Home Blogs Diary 2015 03

Yell / Hibu is no longer corporately responsible

25th March 2015
This year's edition of the Yellow Pages, dumped on a doorstep.
The Yellow Pages has arrived, yet again.

The image shows the doorstep of the house next door. The Yellow Pages deliverer presumably struggled to push the unsolicited book though the letter box, and so reckoned it might be an idea to leave it outside. He presumably also failed to notice the 'For Sale' sign in the garden, and the rather empty interior. Job done!

There used to be a time when people got annoyed with the Yellow Pages. People were ranting on YouTube and the Local Government Association declared a war on pointless phone directories. In the States some cities set up up their own opt-out schemes, while in the UK 192.com set up a Say No To Phonebooks website – and I myself set up Junk Buster. In response, Yell infiltrated schools to teach children that distributing tens of millions of unsolicited phone books is good for the environment, and for us adults they wrote long corporate responsibility reports.

Then Yell managed to run the company into the ground, and in a desperate attempt to save the business they changed their name to Hibu. In addition to wasting tonnes of paper on printing unwanted directories they would now also create a localised version of Ebay. It was all about connecting at the heart of the Hibu logo, according to the company's press release.

Move forward a couple of years, and it appears the war on pointless phone directories has ceased. The Say No To Phonebooks website has been deleted.

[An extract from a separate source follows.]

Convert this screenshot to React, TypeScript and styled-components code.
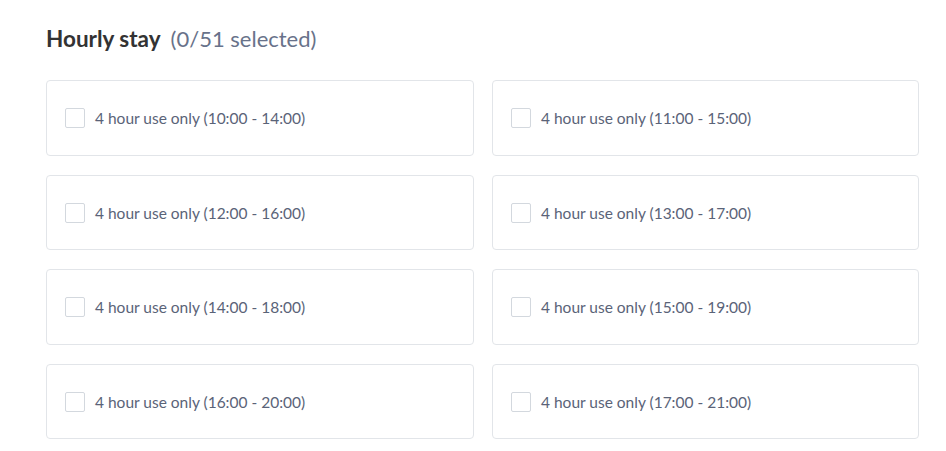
import React from "react";
import styled, { createGlobalStyle } from "styled-components";

const Global = createGlobalStyle`
  html, body { margin: 0; padding: 0; background: #ffffff; }
  body { font-family: Lato, "Noto Sans", sans-serif; }
`;

const Page = styled.div`
  padding: 25px 0 0 46px;
  width: 873px;
`;

const Title = styled.h2`
  margin: 0;
  font-size: 22.5px;
  line-height: 28px;
  font-weight: 700;
  color: #333333;
  display: flex;
  align-items: baseline;
  gap: 10px;
`;

const Count = styled.span`
  font-weight: 400;
  font-size: 22px;
  color: #68728a;
`;

const Grid = styled.div`
  margin-top: 27px;
  display: grid;
  grid-template-columns: 428px 427px;
  column-gap: 18px;
  row-gap: 19px;
`;

const Card = styled.label`
  box-sizing: border-box;
  height: 75.5px;
  border: 1px solid #e2e5e9;
  border-radius: 4px;
  display: flex;
  align-items: center;
  padding: 1px 0 0 18px;
  gap: 10px;
  cursor: pointer;
`;

const Box = styled.span`
  box-sizing: border-box;
  width: 20px;
  height: 20px;
  border: 1px solid #d3d8de;
  border-radius: 2px;
  background: #fff;
  flex: none;
`;

const Label = styled.span`
  font-size: 15.5px;
  color: #5a6378;
`;

const slots = [
  "10:00 - 14:00",
  "11:00 - 15:00",
  "12:00 - 16:00",
  "13:00 - 17:00",
  "14:00 - 18:00",
  "15:00 - 19:00",
  "16:00 - 20:00",
  "17:00 - 21:00",
];

export default function App() {
  return (
    <>
      <Global />
      <Page>
        <Title>
          Hourly stay<Count>(0/51 selected)</Count>
        </Title>
        <Grid>
          {slots.map((s) => (
            <Card key={s}>
              <Box />
              <Label>4 hour use only ({s})</Label>
            </Card>
          ))}
        </Grid>
      </Page>
    </>
  );
}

The domain hibu.co.uk nowadays forwards to business.yell.com, and the original press release about connecting at the heart of the Hibu logo has been removed. The local version of Ebay no longer exists and Kirk, which was the company's woodland minibeast that was telling children that printing unsolicited directories is good for the environment (because it increases recycling rates), has been brutaly murdered.

Interestingly, Yell's corporate responsibility reports have also been purged. URLs of old reports are redirected to Yell's About Us page, and if you'd try to find information about Yell's thoughts on the environmental impact of the Yellow Pages you'll be disappointed – there's no such information on its website.

The moral? Yell, or Hibu, or whatever they're calling themselves these days, is no longer even pretending to be corporately responsible – and the public no longer cares.